Exercise data.
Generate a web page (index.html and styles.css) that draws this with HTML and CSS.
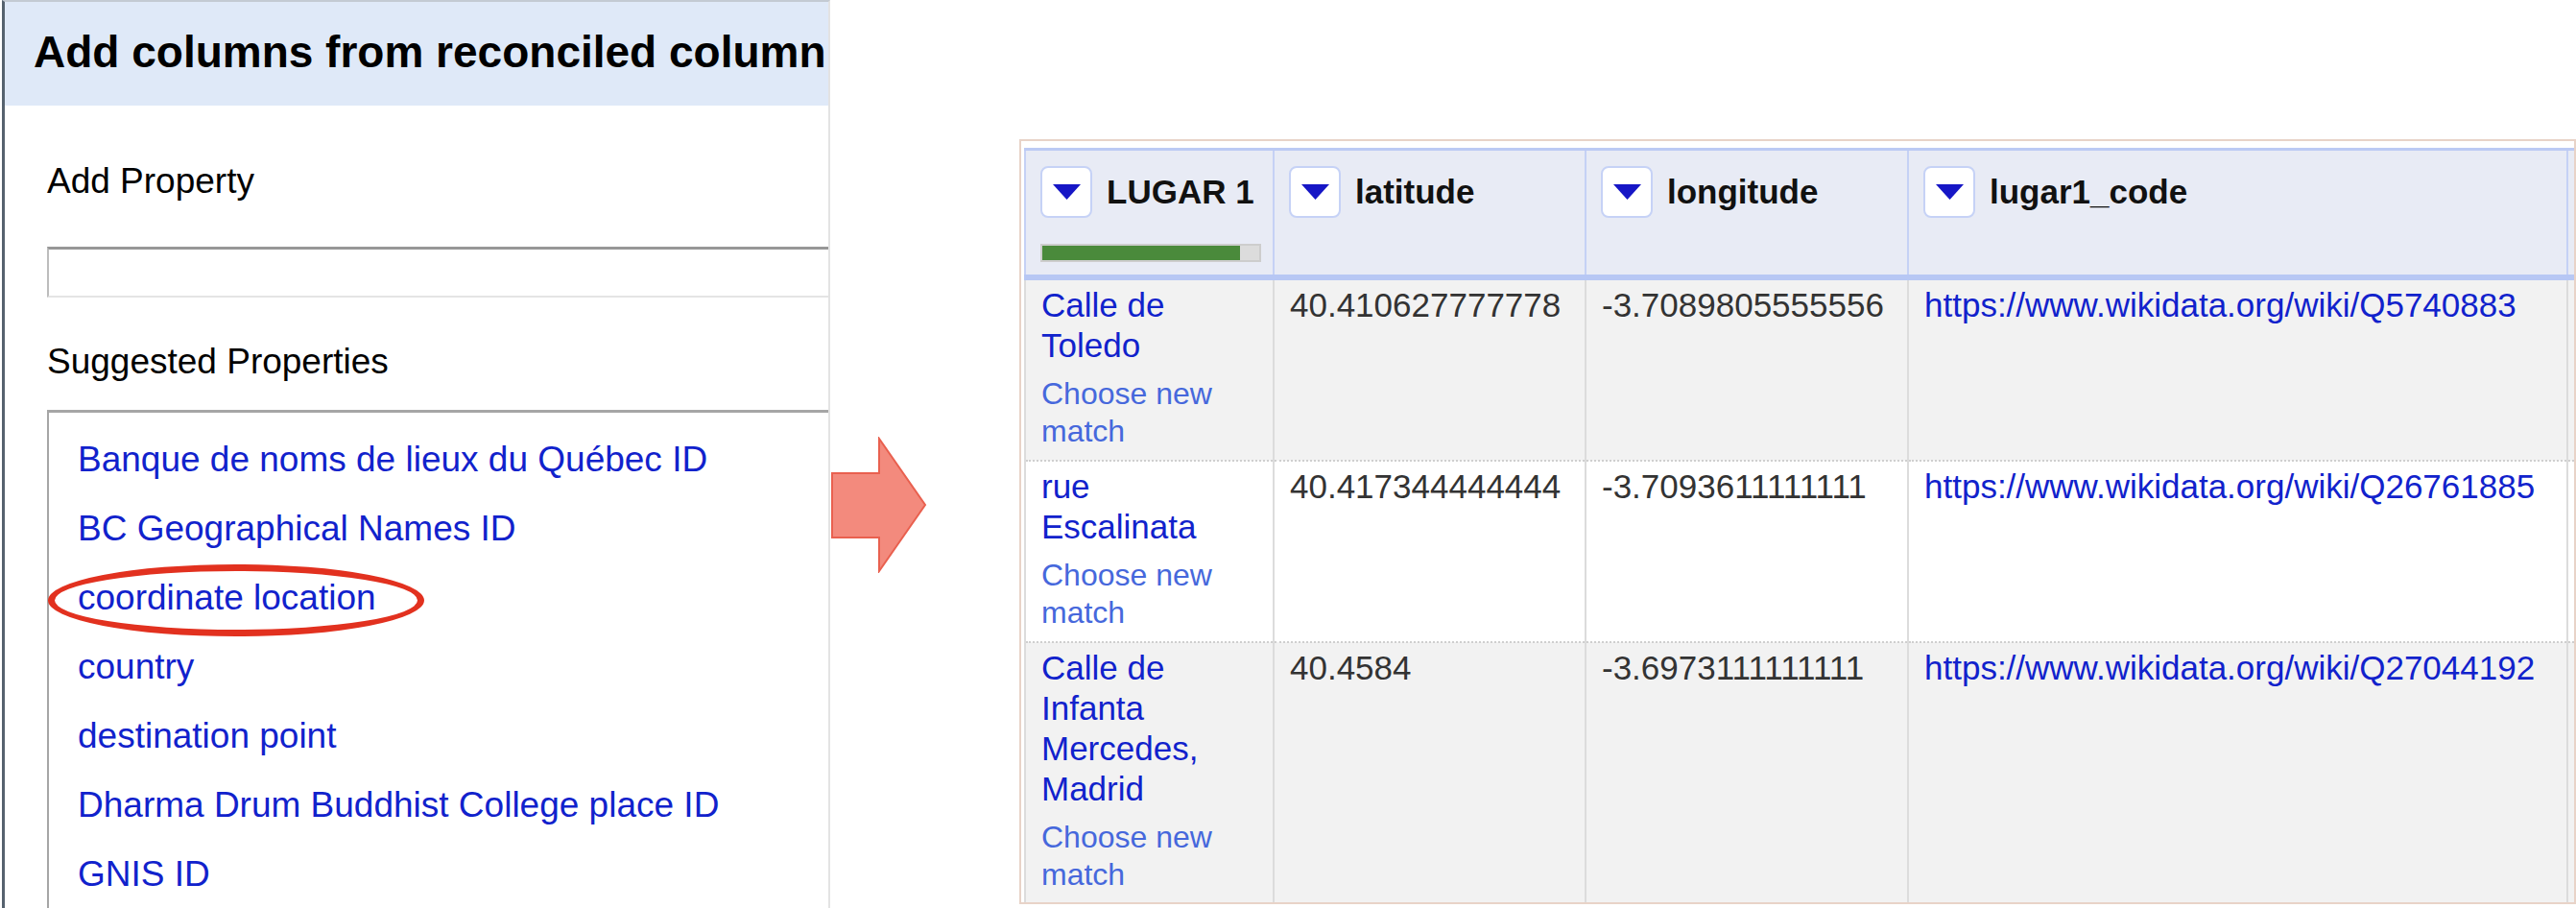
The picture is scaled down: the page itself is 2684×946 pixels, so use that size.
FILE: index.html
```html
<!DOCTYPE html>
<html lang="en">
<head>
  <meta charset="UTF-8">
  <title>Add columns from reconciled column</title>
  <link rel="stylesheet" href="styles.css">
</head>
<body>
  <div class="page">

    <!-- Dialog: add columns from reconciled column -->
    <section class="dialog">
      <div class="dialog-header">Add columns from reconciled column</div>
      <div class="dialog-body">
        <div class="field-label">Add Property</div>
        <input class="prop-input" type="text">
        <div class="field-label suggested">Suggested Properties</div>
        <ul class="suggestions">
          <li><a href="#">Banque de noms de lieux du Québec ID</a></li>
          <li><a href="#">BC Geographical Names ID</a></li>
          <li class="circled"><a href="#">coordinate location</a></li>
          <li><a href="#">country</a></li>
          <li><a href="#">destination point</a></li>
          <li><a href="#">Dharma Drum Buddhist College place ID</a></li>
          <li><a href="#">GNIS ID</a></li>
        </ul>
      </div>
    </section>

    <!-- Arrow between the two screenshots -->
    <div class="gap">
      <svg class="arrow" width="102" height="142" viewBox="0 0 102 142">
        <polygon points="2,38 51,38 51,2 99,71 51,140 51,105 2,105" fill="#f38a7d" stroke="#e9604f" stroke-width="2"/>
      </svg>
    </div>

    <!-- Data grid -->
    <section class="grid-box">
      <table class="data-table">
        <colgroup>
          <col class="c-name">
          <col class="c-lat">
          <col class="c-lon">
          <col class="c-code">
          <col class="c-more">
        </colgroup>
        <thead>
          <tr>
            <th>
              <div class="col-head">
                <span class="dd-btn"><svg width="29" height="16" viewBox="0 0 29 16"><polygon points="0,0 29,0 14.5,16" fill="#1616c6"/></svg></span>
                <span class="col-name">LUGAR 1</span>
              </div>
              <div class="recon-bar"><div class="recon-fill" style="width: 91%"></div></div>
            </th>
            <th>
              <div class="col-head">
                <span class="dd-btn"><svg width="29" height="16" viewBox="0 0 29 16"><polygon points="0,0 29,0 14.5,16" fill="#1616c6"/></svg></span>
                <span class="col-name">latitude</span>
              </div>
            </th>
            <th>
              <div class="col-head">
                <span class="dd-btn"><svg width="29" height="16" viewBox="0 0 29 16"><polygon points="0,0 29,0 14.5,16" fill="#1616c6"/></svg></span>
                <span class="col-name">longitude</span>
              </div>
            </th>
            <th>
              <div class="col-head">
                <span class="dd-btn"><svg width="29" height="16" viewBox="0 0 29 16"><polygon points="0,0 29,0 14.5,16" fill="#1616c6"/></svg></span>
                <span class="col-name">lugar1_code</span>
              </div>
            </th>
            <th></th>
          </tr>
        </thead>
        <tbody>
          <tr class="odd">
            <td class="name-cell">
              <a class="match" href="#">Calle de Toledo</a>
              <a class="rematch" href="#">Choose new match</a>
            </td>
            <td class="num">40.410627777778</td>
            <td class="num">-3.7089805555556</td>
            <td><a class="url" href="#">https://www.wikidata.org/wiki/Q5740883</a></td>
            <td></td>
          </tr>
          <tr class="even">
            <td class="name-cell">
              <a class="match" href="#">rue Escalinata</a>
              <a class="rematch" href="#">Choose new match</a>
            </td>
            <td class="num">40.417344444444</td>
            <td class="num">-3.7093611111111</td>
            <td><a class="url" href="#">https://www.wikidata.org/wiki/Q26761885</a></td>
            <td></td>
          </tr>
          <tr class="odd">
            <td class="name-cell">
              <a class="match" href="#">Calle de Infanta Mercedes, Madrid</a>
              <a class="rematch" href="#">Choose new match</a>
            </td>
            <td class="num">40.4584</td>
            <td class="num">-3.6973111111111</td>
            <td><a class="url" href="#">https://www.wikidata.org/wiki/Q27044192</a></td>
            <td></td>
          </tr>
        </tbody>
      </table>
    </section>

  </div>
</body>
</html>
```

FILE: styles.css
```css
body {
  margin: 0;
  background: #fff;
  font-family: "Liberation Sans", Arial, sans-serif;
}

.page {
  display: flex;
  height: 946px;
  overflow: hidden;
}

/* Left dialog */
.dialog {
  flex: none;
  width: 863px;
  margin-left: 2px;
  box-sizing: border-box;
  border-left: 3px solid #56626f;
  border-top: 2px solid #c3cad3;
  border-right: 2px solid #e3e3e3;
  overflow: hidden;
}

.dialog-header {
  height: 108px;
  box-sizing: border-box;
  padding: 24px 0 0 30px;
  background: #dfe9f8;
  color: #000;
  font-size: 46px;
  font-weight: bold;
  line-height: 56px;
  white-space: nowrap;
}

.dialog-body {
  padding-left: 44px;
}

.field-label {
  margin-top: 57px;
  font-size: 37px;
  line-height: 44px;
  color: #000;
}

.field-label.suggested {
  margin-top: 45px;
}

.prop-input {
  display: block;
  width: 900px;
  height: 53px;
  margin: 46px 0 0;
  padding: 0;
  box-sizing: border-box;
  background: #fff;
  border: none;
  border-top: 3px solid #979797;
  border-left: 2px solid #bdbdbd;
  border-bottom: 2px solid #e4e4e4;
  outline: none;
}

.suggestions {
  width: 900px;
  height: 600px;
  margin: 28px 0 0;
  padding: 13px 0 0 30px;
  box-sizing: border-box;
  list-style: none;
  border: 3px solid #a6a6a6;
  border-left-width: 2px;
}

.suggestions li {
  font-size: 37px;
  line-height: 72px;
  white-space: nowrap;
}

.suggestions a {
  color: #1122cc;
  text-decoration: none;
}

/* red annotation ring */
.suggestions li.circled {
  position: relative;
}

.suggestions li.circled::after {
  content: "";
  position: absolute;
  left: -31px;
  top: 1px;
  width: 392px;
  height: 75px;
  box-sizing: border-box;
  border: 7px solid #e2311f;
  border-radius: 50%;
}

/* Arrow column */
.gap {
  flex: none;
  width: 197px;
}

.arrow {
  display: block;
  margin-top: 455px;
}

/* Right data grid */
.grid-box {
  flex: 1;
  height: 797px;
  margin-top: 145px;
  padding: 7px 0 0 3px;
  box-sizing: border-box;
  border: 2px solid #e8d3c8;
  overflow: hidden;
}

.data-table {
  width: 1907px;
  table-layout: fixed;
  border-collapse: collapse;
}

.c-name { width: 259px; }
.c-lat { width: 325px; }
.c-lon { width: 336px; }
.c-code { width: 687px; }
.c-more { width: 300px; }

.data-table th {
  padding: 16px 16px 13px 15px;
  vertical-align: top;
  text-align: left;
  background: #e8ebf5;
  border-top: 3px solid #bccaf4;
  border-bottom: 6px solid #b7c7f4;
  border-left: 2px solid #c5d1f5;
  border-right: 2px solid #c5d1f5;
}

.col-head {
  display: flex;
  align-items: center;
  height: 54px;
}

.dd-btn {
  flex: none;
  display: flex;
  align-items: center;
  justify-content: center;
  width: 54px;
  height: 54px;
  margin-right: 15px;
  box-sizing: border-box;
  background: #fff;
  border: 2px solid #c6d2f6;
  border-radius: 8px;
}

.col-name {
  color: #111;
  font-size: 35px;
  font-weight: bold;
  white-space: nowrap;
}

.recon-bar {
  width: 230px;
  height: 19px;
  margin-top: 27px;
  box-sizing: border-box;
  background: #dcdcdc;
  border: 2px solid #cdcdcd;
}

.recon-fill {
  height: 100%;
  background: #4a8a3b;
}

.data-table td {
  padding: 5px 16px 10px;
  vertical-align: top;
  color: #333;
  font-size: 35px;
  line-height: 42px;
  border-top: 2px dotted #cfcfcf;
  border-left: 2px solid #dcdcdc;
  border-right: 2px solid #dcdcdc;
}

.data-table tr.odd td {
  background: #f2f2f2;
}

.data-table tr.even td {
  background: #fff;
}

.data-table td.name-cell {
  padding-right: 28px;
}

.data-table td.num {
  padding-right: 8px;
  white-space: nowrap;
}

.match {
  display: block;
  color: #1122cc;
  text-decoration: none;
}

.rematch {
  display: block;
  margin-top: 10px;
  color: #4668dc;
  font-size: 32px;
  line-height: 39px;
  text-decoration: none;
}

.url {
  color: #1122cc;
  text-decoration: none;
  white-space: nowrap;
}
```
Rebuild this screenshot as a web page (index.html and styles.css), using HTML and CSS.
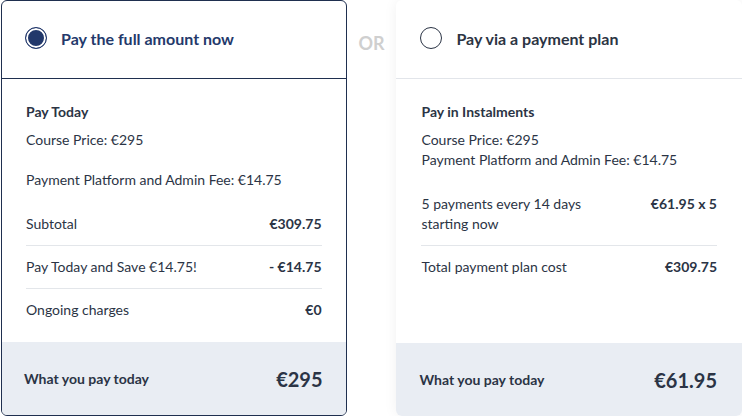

Written exercise. From the entries above, copy every line where the word "this" shows up.

Task solution.
Generate a web page (index.html and styles.css) that draws this with HTML and CSS.
Rebuild this screenshot as a web page (index.html and styles.css), using HTML and CSS.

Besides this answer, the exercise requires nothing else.